Devastated, but not surprised. "I hadn't been happy for a while, and it was hard for me to contribute," Brooks says. "It was pretty frustrating for them; from their point of view they were getting rid of dead weight." Brooks had been increasingly dissatisfied with the band, but bears his old bandmates no ill will.

"They didn't sell out," he maintains. "It's just that when we started we were dangerous, and that's how I like it; but we found a less dangerous formula that worked, and we got further and further away from how we were at the start." Brooks won't be idle for long, though; he's already joined Oklahoma City's Owl, a band he managed during his stay with the Nixons.

"Owl is exactly what I want to do," Brooks says. "It's heavy music, but not derivative, and really experimental when it comes to chords and tunings.

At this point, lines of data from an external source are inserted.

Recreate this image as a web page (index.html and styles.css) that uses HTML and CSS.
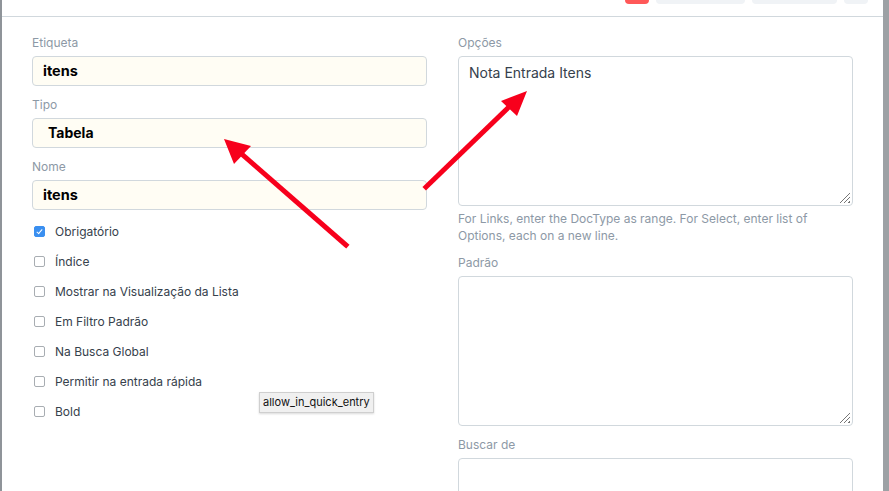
FILE: index.html
```html
<!DOCTYPE html>
<html lang="pt">
<head>
    <meta charset="UTF-8">
    <meta name="viewport" content="width=device-width, initial-scale=1.0">
    <title>Personalizar Formulário</title>
    <link rel="stylesheet" href="styles.css">
</head>
<body>
    <div class="frame">
        <div class="page">
            <div class="page-head">
                <span class="page-title">Personalizar Formulário</span>
                <div class="actions">
                    <span class="btn btn-danger"></span>
                    <span class="btn btn-default wide"></span>
                    <span class="btn btn-default mid"></span>
                    <span class="btn btn-default small"></span>
                </div>
            </div>
            <div class="form">
                <div class="col">
                    <div class="group">
                        <div class="label">Etiqueta</div>
                        <div class="input">itens</div>
                    </div>
                    <div class="group">
                        <div class="label">Tipo</div>
                        <div class="input select">Tabela</div>
                    </div>
                    <div class="group">
                        <div class="label">Nome</div>
                        <div class="input">itens</div>
                    </div>
                    <div class="checks">
                        <div class="check"><span class="box checked"></span>Obrigatório</div>
                        <div class="check"><span class="box"></span>Índice</div>
                        <div class="check"><span class="box"></span>Mostrar na Visualização da Lista</div>
                        <div class="check"><span class="box"></span>Em Filtro Padrão</div>
                        <div class="check"><span class="box"></span>Na Busca Global</div>
                        <div class="check"><span class="box"></span>Permitir na entrada rápida</div>
                        <div class="check"><span class="box"></span>Bold</div>
                    </div>
                </div>
                <div class="col">
                    <div class="group">
                        <div class="label">Opções</div>
                        <div class="textarea">Nota Entrada Itens</div>
                        <div class="help">For Links, enter the DocType as range. For Select, enter list of Options, each on a new line.</div>
                    </div>
                    <div class="group">
                        <div class="label">Padrão</div>
                        <div class="textarea"></div>
                    </div>
                    <div class="group">
                        <div class="label">Buscar de</div>
                        <div class="textarea"></div>
                    </div>
                </div>
            </div>
            <div class="tooltip">allow_in_quick_entry</div>
            <svg class="arrows" width="889" height="491" viewBox="0 0 889 491">
                <line x1="346" y1="245" x2="236" y2="149" stroke="#f7001c" stroke-width="5" stroke-linecap="square"/>
                <polygon points="224,139 251,146 234,164" fill="#f7001c"/>
                <line x1="426" y1="187" x2="512" y2="104" stroke="#f7001c" stroke-width="5" stroke-linecap="square"/>
                <polygon points="527,91 501,101 517,116" fill="#f7001c"/>
            </svg>
        </div>
    </div>
</body>
</html>
```

FILE: styles.css
```css
body {
    margin: 0;
    font-family: Inter, "Noto Sans", sans-serif;
    background-color: #fff;
    color: #36414c;
    overflow: hidden;
}
.frame {
    display: flex;
    height: 491px;
    border-left: 2px solid #8f9499;
    border-right: 6px solid #9da1a5;
}
.page {
    flex: 1;
    position: relative;
    overflow: hidden;
}
.page-head {
    display: flex;
    justify-content: space-between;
    align-items: flex-start;
    height: 16px;
    padding: 0 15px 0 28px;
    border-bottom: 1px solid #d1d8dd;
    overflow: hidden;
}
.page-title {
    margin-top: -17px;
    font-size: 16px;
    line-height: 20px;
    color: #e3e6e9;
}
.actions {
    display: flex;
    gap: 7px;
}
.btn {
    display: block;
    height: 28px;
    margin-top: -24px;
    border-radius: 4px;
}
.btn-danger {
    width: 24px;
    background-color: #ff5858;
}
.btn-default {
    background-color: #f0f3f6;
}
.wide { width: 89px; }
.mid { width: 85px; }
.small { width: 24px; }
.form {
    display: flex;
    gap: 31px;
    padding: 17px 0 0 30px;
}
.col {
    width: 395px;
}
.group {
    margin-bottom: 10px;
}
.label {
    font-size: 12px;
    line-height: 18px;
    height: 18px;
    margin-bottom: 4px;
    color: #8d99a6;
}
.input {
    height: 28px;
    line-height: 28px;
    padding: 0 10px;
    border: 1px solid #d1d8dd;
    border-radius: 4px;
    background-color: #fffdf4;
    font-size: 14.5px;
    font-weight: 700;
    color: #000;
}
.select {
    padding-left: 15px;
    font-size: 14px;
}
.textarea {
    position: relative;
    height: 136px;
    padding: 6px 10px;
    border: 1px solid #d1d8dd;
    border-radius: 4px;
    background-color: #fff;
    font-size: 14px;
    line-height: 20px;
    color: #36414c;
}
.textarea::after {
    content: "";
    position: absolute;
    right: 2px;
    bottom: 2px;
    width: 11px;
    height: 11px;
    background: repeating-linear-gradient(135deg, transparent 0 2px, #777 2px 3px);
    clip-path: polygon(100% 0, 100% 100%, 0 100%);
}
.help {
    margin-top: 4px;
    font-size: 12px;
    line-height: 17px;
    color: #8d99a6;
}
.checks {
    padding-top: 1px;
}
.check {
    display: flex;
    align-items: center;
    height: 20px;
    margin-bottom: 10px;
    font-size: 12px;
    color: #36414c;
}
.box {
    width: 9px;
    height: 9px;
    margin: 0 10px 0 2px;
    border: 1px solid #a8adb2;
    border-radius: 2px;
    background-color: #fff;
}
.checked {
    position: relative;
    border-color: #3a8ff0;
    background-color: #3a8ff0;
}
.checked::after {
    content: "";
    position: absolute;
    left: 3px;
    top: 1px;
    width: 2px;
    height: 5px;
    border: solid #fff;
    border-width: 0 1.5px 1.5px 0;
    transform: rotate(40deg);
}
.tooltip {
    position: absolute;
    left: 257px;
    top: 392px;
    padding: 1px 3px;
    font-size: 11px;
    line-height: 17px;
    color: #111;
    background-color: #f0f0f0;
    border: 1px solid #cfcfcf;
    box-shadow: 0 1px 2px rgba(0, 0, 0, 0.15);
}
.arrows {
    position: absolute;
    left: -2px;
    top: 0;
    pointer-events: none;
}
```
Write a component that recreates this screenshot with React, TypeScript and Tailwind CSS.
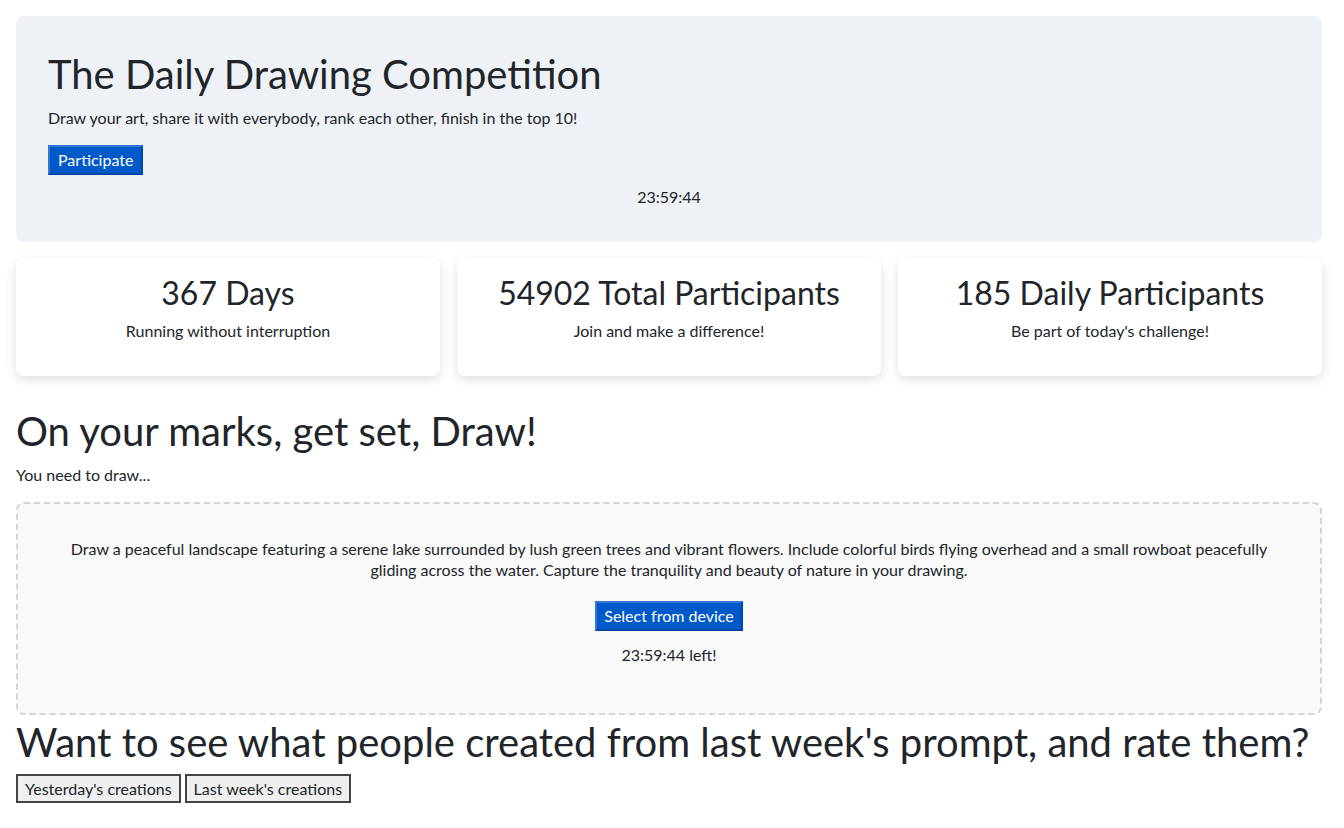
const stats = [
  { value: '367 Days', label: 'Running without interruption' },
  { value: '54902 Total Participants', label: 'Join and make a difference!' },
  { value: '185 Daily Participants', label: "Be part of today's challenge!" },
];

export default function App() {
  return (
    <div className="min-h-screen bg-white pt-4 pl-4 pr-[22px] text-[16px] leading-[24px] text-[#212529] font-['Lato',sans-serif]">
      <section className="rounded-lg bg-[#eef1f6] px-8 pt-[34px] pb-[33px]">
        <h1 className="text-[40px] leading-[48px] mb-[8px]">The Daily Drawing Competition</h1>
        <p className="mb-[15px]">Draw your art, share it with everybody, rank each other, finish in the top 10!</p>
        <button className="bg-[#0059c9] text-white px-2 h-[30px] border-2 border-[#0047a6] border-t-[#3377d6] border-l-[#3377d6]">
          Participate
        </button>
        <p className="text-center mt-[10px]">23:59:44</p>
      </section>

      <div className="grid grid-cols-3 gap-[17px] mt-[16px]">
        {stats.map((s) => (
          <div key={s.value} className="rounded-lg bg-white shadow-[0_4px_12px_rgba(0,0,0,0.12)] h-[118px] flex flex-col items-center pt-[15px]">
            <div className="text-[32px] leading-[40px]">{s.value}</div>
            <div className="mt-[6px]">{s.label}</div>
          </div>
        ))}
      </div>

      <h2 className="text-[40px] leading-[48px] mt-[31px]">On your marks, get set, Draw!</h2>
      <p className="mt-[8px]">You need to draw...</p>

      <div className="mt-[15px] h-[213px] rounded-lg border-2 border-dashed border-[#d5d5d5] bg-[#f9f9f9] flex flex-col items-center pt-[34px] px-[50px] text-center">
        <p className="leading-[21px]">
          Draw a peaceful landscape featuring a serene lake surrounded by lush green trees and vibrant flowers. Include colorful birds flying overhead and a small rowboat peacefully gliding across the water. Capture the tranquility and beauty of nature in your drawing.
        </p>
        <button className="mt-[21px] bg-[#0059c9] text-white px-[7px] h-[30px] border-2 border-[#0047a6] border-t-[#3377d6] border-l-[#3377d6]">
          Select from device
        </button>
        <p className="mt-[12px]">23:59:44 left!</p>
      </div>

      <h2 className="text-[40px] leading-[48px] mt-[3px]">Want to see what people created from last week's prompt, and rate them?</h2>
      <div className="flex gap-[4px] mt-[8px]">
        <button className="bg-[#efefef] border-2 border-[#444] px-[7px] h-[29px]">Yesterday's creations</button>
        <button className="bg-[#efefef] border-2 border-[#444] px-[7px] h-[29px]">Last week's creations</button>
      </div>
    </div>
  );
}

Experimental, but still supermelodic." Brooks' signing on will give bassist Mitch Minix the chance to return to guitar, his original instrument, and Owl to regain the two-guitar lineup that its songs were written for. Brooks looks to be worked into Owl gradually and has already begun practicing with the group.

"I like all kinds of music," he says, noting that listening and playing are still, for him, two very different things. "I like twangy country, too, but I don't play it. And I still like the Nixons."

Scene, heard
It was band night at Trees during last Wednesday's Wilco show; spotted in the crowd were Tripping Daisy's rhythm section, former members of Funland and the Grownups, Spyche behind the upstairs bar, and members of Buck Jones, Soul Food Cafe, Throwmoney, Moon Festival, Course of Empire, and the Old 97's, whose Rhett Miller--deftly handling three long-necks with two hands--confirmed that Don Was was no longer slated to produce the band's upcoming album, as he jilted the boys in favor of the Rolling Stones just days previous. "It's hard to get too mad about being stood up for the Stones," Miller admitted, going on to note that he was actually a bit relieved, as the band had been worried about Was--his supersmooth approach to knob-turning and what effect it would have had on the band's sound...

The Voyeurs have gotten back together after three months of laying low in order to clear out what guitarist Toby Bean termed a few "personality differences." The punky power pop group--founded in 1993--is now Bean, guitarist Andy Martin (also a guitar tech for Hagfish), bassist Chris Dille (late of the Strafers), and drummer Dave Spearman. The band is writing new material and looks to debut its refitted lineup around Thanksgiving.